In need of getting some things out of my head today I discovered a lack of ability where it comes to the cerebral muck and mire that is my normal state of affairs. I had nothing to say. I absolutely could not find a direction to go or, for that matter, one single matter of importance to bore you with this evening. Help!
I had occasion to speak with my Sweet Deifiúr yesterday having to admit a reality to her. While everyone else was celebrating the miracle of birth as exhibited through their affection for the gynic member of their individual procreative committee, I had emptiness in me that felt, and still feels disquieting. One should celebrate their parentage. I have, if properly accessed, hours upon hours of tales to regale the populace with about my adventures with this most remarkable woman. Her passing still leaves me with an enormous void right where my heart is. Yet, words are not coming. To someone whose main occupation is words, this serves as a major irritant. Not going to fight it anymore and I am just going to put it away where it wants to be…
Disquieting demeanor aside, I am back from the Land With No Words. It is a few weeks after that phone call and I am of a mind to complete this piece. I can hear my Dear Sainted Mother’s words in almost everything I do. I do not hear her when I am afflicting the world with the alternative vocabulary I am a master at. You know the one where I use multi-syllabled words to convey messages about situations that irk me. Okay…okay…when I curse. She never liked most curse words, and used the ones she found acceptable sparingly. I have, of late, attempted to temper the vulgarity I display when vexed. I also avoid such language when I am pleased. Well, most of the time. I believe that my desire to “clean-up” my verbally communicated ideals, expressions, rants, and philological pursuits comes from lessons learned at my màthair’s knee.

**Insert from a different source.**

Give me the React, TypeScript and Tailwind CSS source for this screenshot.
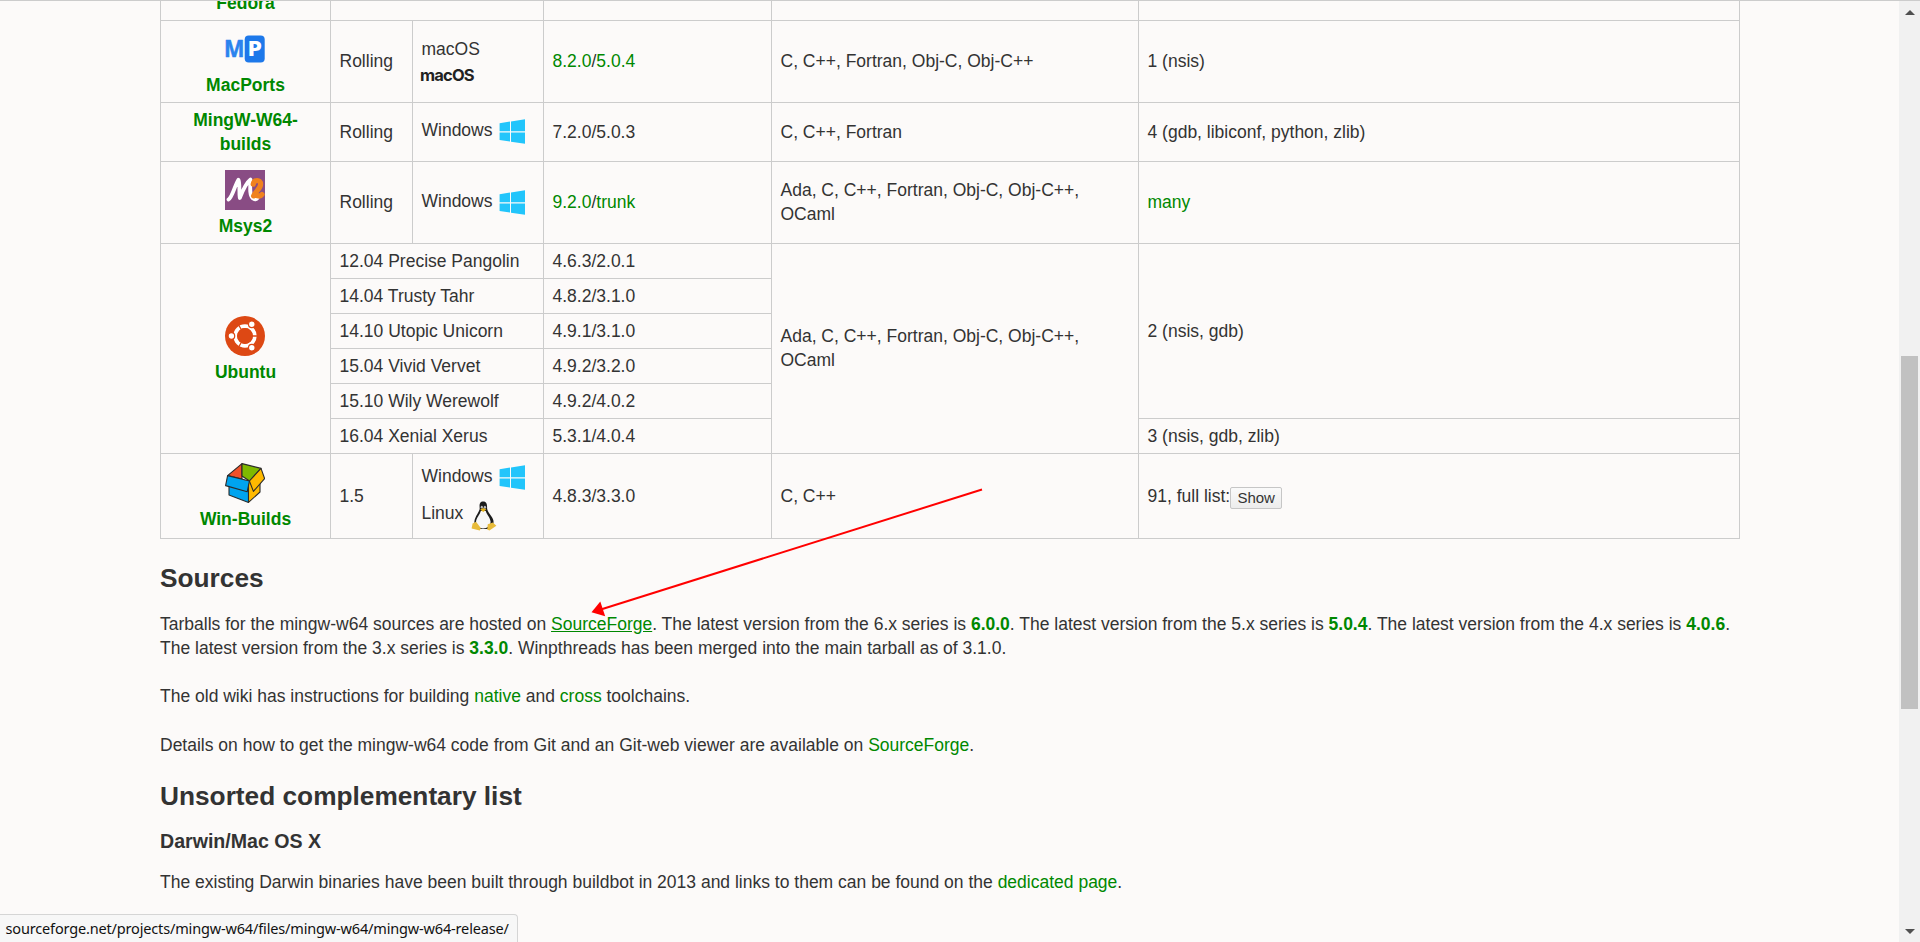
import type { ReactNode } from "react";

const cell = "flex flex-col justify-center border-r border-b border-[#cccccc] pb-px pl-[8.5px]";

function Cell({ className = "", children }: { className?: string; children?: ReactNode }) {
  return <div className={`${cell} ${className}`}>{children}</div>;
}

function NameCell({ className = "", icon, children }: { className?: string; icon?: ReactNode; children: ReactNode }) {
  return (
    <div className={`flex flex-col items-center justify-center border-r border-b border-[#cccccc] text-center font-bold ${className}`}>
      {icon && <div className="mt-[3px] mr-[2px] mb-1 h-10 w-10">{icon}</div>}
      <G>{children}</G>
    </div>
  );
}

function G({ className = "", children }: { className?: string; children: ReactNode }) {
  return <a className={`text-[#008800] ${className}`}>{children}</a>;
}

function MacPortsLogo() {
  return (
    <svg width="40" height="40" viewBox="0 0 40 40" className="block">
      <rect x="19.7" y="6.4" width="20" height="27" rx="4" fill="#1d78ea" />
      <text x="-1" y="28.2" fontFamily="Noto Sans, sans-serif" fontWeight="700" fontSize="22.5" textLength="20.5" lengthAdjust="spacingAndGlyphs" fill="#2b83ee" stroke="#2b83ee" strokeWidth="0.5">M</text>
      <text x="22.6" y="27.4" fontFamily="Noto Sans, sans-serif" fontWeight="800" fontSize="21" textLength="14.5" lengthAdjust="spacingAndGlyphs" fill="#ffffff">P</text>
    </svg>
  );
}

function MsysLogo() {
  return (
    <svg width="40" height="40" viewBox="0 0 40 40" className="block">
      <rect width="40" height="40" fill="#894c84" />
      <path d="M3.5 29.5C7 28 10 15 13.4 9.8C15.2 13 13.8 22 14.8 28C17.2 22 21 13 25.5 9.6C25.3 16 24 25 28 28.5C29.5 30 31.5 29.5 32.5 28" fill="none" stroke="#fff" strokeWidth="3.8" strokeLinejoin="round" strokeLinecap="round" />
      <path d="M28.2 14.2C29 9.6 35.5 9 35.6 14.2C35.6 19 30 21.5 28.6 26C32 23.5 34 28.5 37 24.5" fill="none" stroke="#f0821e" strokeWidth="5.2" strokeLinejoin="round" strokeLinecap="round" />
    </svg>
  );
}

function UbuntuLogo() {
  return (
    <svg width="40" height="40" viewBox="0 0 40 40" className="block">
      <circle cx="20" cy="20" r="20" fill="#dd4814" />
      <circle cx="20" cy="20" r="9.8" fill="none" stroke="#fff" strokeWidth="3.8" />
      <g stroke="#dd4814" strokeWidth="1.3">
        <path d="M20 20H33M20 20L13.5 8.74M20 20L13.5 31.26" />
      </g>
      <circle cx="20" cy="20" r="7.9" fill="#dd4814" />
      <g fill="#fff" stroke="#dd4814" strokeWidth="1.2">
        <circle cx="6.4" cy="20" r="3.3" />
        <circle cx="26.8" cy="8.3" r="3.3" />
        <circle cx="26.8" cy="31.7" r="3.3" />
      </g>
    </svg>
  );
}

function WinBuildsLogo() {
  return (
    <svg width="40" height="40" viewBox="0 0 40 40" className="block">
      <g stroke="#2b2b2b" strokeWidth="1.1" strokeLinejoin="round">
        <path d="M2.6 12.6L17 .6V16Z" fill="#f0512a" />
        <path d="M17 .6L36 5.4L24.5 18L17 13Z" fill="#7fb900" />
        <path d="M4 20L23.5 24V39.4L4 32Z" fill="#00a4ef" />
        <path d="M23.5 18L35 14V29L23.5 39.4Z" fill="#ffb900" />
        <path d="M2.6 12.6L24.4 18L22.2 28.8L.6 22.6Z" fill="#00a4ef" />
        <path d="M24.4 18L36 5.4L39.6 15.6L28.4 28.4Z" fill="#ffb900" />
      </g>
    </svg>
  );
}

function WindowsLogo() {
  return (
    <svg width="30" height="30" viewBox="0 0 30 30" className="block">
      <g fill="#22c5fb">
        <path d="M1.6 6.2L12 4.6V14.3H1.6Z" />
        <path d="M13 4.4L27 2.2V14.3H13Z" />
        <path d="M1.6 15.5H12V24.6L1.6 23Z" />
        <path d="M13 15.5H27V26.8L13 24.8Z" />
      </g>
    </svg>
  );
}

function Tux() {
  return (
    <svg width="26" height="30" viewBox="0 0 26 30" className="block">
      <path d="M12.2.6C8.6.6 8.3 3.6 8.7 7.4C8.8 10.6 4 15 3.4 20.6C3.2 24 4.6 26.5 7 28H18C21.5 27 23 23.5 22.4 19.6C21.7 15 16.4 11.5 16.1 7.4C16.2 3.6 15.7.6 12.2.6Z" fill="#1c1c1c" />
      <path d="M9.8 10C9 13.5 5 17 5 21.5C5.2 25.5 8.4 27.4 12 27.4C16.5 27.4 19.6 25 19.6 20.8C19.3 16.4 15.4 13.4 14.8 10Z" fill="#f7f7f7" />
      <ellipse cx="10.8" cy="6.2" rx="1.1" ry="1.4" fill="#bbb" />
      <ellipse cx="13.9" cy="6.2" rx="1.2" ry="1.5" fill="#bbb" />
      <path d="M9.2 8.4L12.3 7L15.3 8.4L12.2 11Z" fill="#e5b21a" />
      <path d="M1.6 22.4L5 20.8L9.8 27L8.8 29.4L.6 27.6Z" fill="#e8bb3a" />
      <path d="M16.8 23.2L21.8 21.6L25.4 24.8L18.4 29.5L16.2 28.5Z" fill="#e8bb3a" />
    </svg>
  );
}

function WindowsOs() {
  return (
    <div className="flex h-[30px] items-center">
      <span className="relative -top-[2px]">Windows</span>
      <span className="ml-[5px]"><WindowsLogo /></span>
    </div>
  );
}

const releases = [
  ["12.04 Precise Pangolin", "4.6.3/2.0.1"],
  ["14.04 Trusty Tahr", "4.8.2/3.1.0"],
  ["14.10 Utopic Unicorn", "4.9.1/3.1.0"],
  ["15.04 Vivid Vervet", "4.9.2/3.2.0"],
  ["15.10 Wily Werewolf", "4.9.2/4.0.2"],
  ["16.04 Xenial Xerus", "5.3.1/4.0.4"],
];

function Toolchains() {
  return (
    <div className="grid w-[1580px] grid-cols-[170px_82px_131px_228px_367px_601px] grid-rows-[20px_82px_59px_82px_repeat(6,35px)_85px] border-l border-[#cccccc]">
      <NameCell className="overflow-hidden"><span className="relative -top-[8px] block">Fedora</span></NameCell>
      <Cell className="col-span-2" />
      <Cell />
      <Cell />
      <Cell />

      <NameCell icon={<MacPortsLogo />}>MacPorts</NameCell>
      <Cell>Rolling</Cell>
      <Cell>
        <span>macOS</span>
        <span className="relative top-[2px] -ml-[1.5px] font-['Inter',sans-serif] text-[16.5px] font-bold tracking-[-0.8px] text-[#222222]">macOS</span>
      </Cell>
      <Cell><span><G>8.2.0</G>/<G>5.0.4</G></span></Cell>
      <Cell>C, C++, Fortran, Obj-C, Obj-C++</Cell>
      <Cell>1 (nsis)</Cell>

      <NameCell>MingW-W64-<br />builds</NameCell>
      <Cell>Rolling</Cell>
      <Cell className="pt-px"><WindowsOs /></Cell>
      <Cell>7.2.0/5.0.3</Cell>
      <Cell>C, C++, Fortran</Cell>
      <Cell>4 (gdb, libiconf, python, zlib)</Cell>

      <NameCell icon={<MsysLogo />}>Msys2</NameCell>
      <Cell>Rolling</Cell>
      <Cell className="pt-px"><WindowsOs /></Cell>
      <Cell><span><G>9.2.0</G>/<G>trunk</G></span></Cell>
      <Cell><span>Ada, C, C++, Fortran, Obj-C, Obj-C++,<br />OCaml</span></Cell>
      <Cell><G>many</G></Cell>

      <NameCell className="col-start-1 row-span-6 row-start-5" icon={<UbuntuLogo />}>Ubuntu</NameCell>
      <div className="col-span-3 col-start-2 row-span-6 row-start-5 grid grid-cols-[213px_228px] grid-rows-[repeat(6,35px)]">
        {releases.map(([name, version]) => [
          <Cell key={name} className="pt-px">{name}</Cell>,
          <Cell key={name + version} className="pt-px">{version}</Cell>,
        ])}
      </div>
      <Cell className="col-start-5 row-span-6 row-start-5"><span>Ada, C, C++, Fortran, Obj-C, Obj-C++,<br />OCaml</span></Cell>
      <Cell className="col-start-6 row-span-5 row-start-5 pt-px">2 (nsis, gdb)</Cell>
      <Cell className="col-start-6 row-start-10 pt-px">3 (nsis, gdb, zlib)</Cell>

      <NameCell className="pb-px" icon={<WinBuildsLogo />}>Win-Builds</NameCell>
      <Cell className="pt-px">1.5</Cell>
      <Cell className="pt-[3px]">
        <WindowsOs />
        <div className="mt-[6px] flex h-[32px] items-center">
          <span className="relative -top-[2px]">Linux</span>
          <span className="mt-px ml-[8px]"><Tux /></span>
        </div>
      </Cell>
      <Cell className="pt-px">4.8.3/3.3.0</Cell>
      <Cell className="pt-px">C, C++</Cell>
      <div className="flex items-center border-r border-b border-[#cccccc] pl-[8.5px]">
        <span>91, full list:</span>
        <button className="mt-[3px] h-[22px] w-[52px] rounded-[2px] border border-[#c6c6c6] bg-linear-to-b from-[#fafafa] to-[#ececec] text-[15px] leading-[20px] text-[#333333]">Show</button>
      </div>
    </div>
  );
}

export default function App() {
  return (
    <div className="relative flex h-[942px] w-[1920px] overflow-hidden border-t border-[#cccccc] bg-[#fcfaf9] font-['Liberation_Sans',Arial,sans-serif] text-[17.5px] leading-[24px] whitespace-nowrap text-[#333333]">
      <main className="flex-1 pl-[160px]">
        <Toolchains />
        <h2 className="mt-6 text-[26.25px] leading-[30px] font-bold">Sources</h2>
        <p className="mt-[19px]">
          Tarballs for the mingw-w64 sources are hosted on <G className="underline">SourceForge</G>. The latest version from the 6.x series is <G className="font-bold">6.0.0</G>. The latest version from the 5.x series is <G className="font-bold">5.0.4</G>. The latest version from the 4.x series is <G className="font-bold">4.0.6</G>.<br />
          The latest version from the 3.x series is <G className="font-bold">3.3.0</G>. Winpthreads has been merged into the main tarball as of 3.1.0.
        </p>
        <p className="mt-6">
          The old wiki has instructions for building <G>native</G> and <G>cross</G> toolchains.
        </p>
        <p className="mt-[25px]">
          Details on how to get the mingw-w64 code from Git and an Git-web viewer are available on <G>SourceForge</G>.
        </p>
        <h2 className="mt-6 text-[26.25px] leading-[30px] font-bold">Unsorted complementary list</h2>
        <h3 className="mt-[18px] text-[19.6px] leading-6 font-bold">Darwin/Mac OS X</h3>
        <p className="mt-[17px]">
          The existing Darwin binaries have been built through buildbot in 2013 and links to them can be found on the <G>dedicated page</G>.
        </p>
      </main>

      <aside className="flex w-[21px] flex-col items-center bg-[#f1f1f1]">
        <svg width="10" height="5" viewBox="0 0 10 5" className="mt-[9px] block"><path d="M0 5L5 0L10 5Z" fill="#505050" /></svg>
        <div className="mt-[341px] h-[353px] w-[17px] bg-[#c1c1c1]" />
        <svg width="10" height="5" viewBox="0 0 10 5" className="mt-[220px] block"><path d="M0 0L5 5L10 0Z" fill="#505050" /></svg>
      </aside>

      <svg className="absolute -top-px left-0" width="1000" height="640" viewBox="0 0 1000 640">
        <path d="M982 489.5L600 609.8" stroke="#ff0000" strokeWidth="2" />
        <path d="M591.5 612.3L600.3 601.5L605.2 616.3Z" fill="#ff0000" />
      </svg>

      <div className="absolute bottom-0 left-0 h-7 w-[518px] rounded-tr-[4px] border-t border-r border-[#d5d5d5] bg-[#f7f7f7] pl-[5.5px] font-['Noto_Sans',sans-serif] text-[14.5px] leading-[27px] tracking-[-0.16px] text-[#111111]">
        sourceforge.net/projects/mingw-w64/files/mingw-w64/mingw-w64-release/
      </div>
    </div>
  );
}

Morphologically speaking, it is tedious to me when I see the syntactical difficulties that swearing offers in the face of the confusion over whether this guy is in the least bit literate. I remember being admonished by Sister Mary Robertine from the parochial school I attended, “Cursing is just the desperate attempt of a weak mind trying to express itself!” Cursing has not me served well, and the realization of this is a lesson I damned well should have listened to when my mother told me so. She would also tell me that I need to stop using big words that folks have to keep a dictionary nearby in order to read what I have to say in this blog. I have a new venture at http://tlloydreilly.wordpress.com/ where I will attempt to deliver enlightenment to the world on the necessity to increase one’s vocabulary. In the meantime, I can and will cease and desist from the over usage incommodious of language that is exasperating, irritating, tedious, or downright incommodious. Well, maybe cease and desist is too strong a statement. Perhaps the best I will do is to try. That is what my mother would have told me to do. Try. And keep trying until you succeed.
Well enough of all this shillyshallying about. It is time to do battle with the World Wide Web in order to post this. While I am at it, perhaps I will look up the meaning of the word shillyshallying.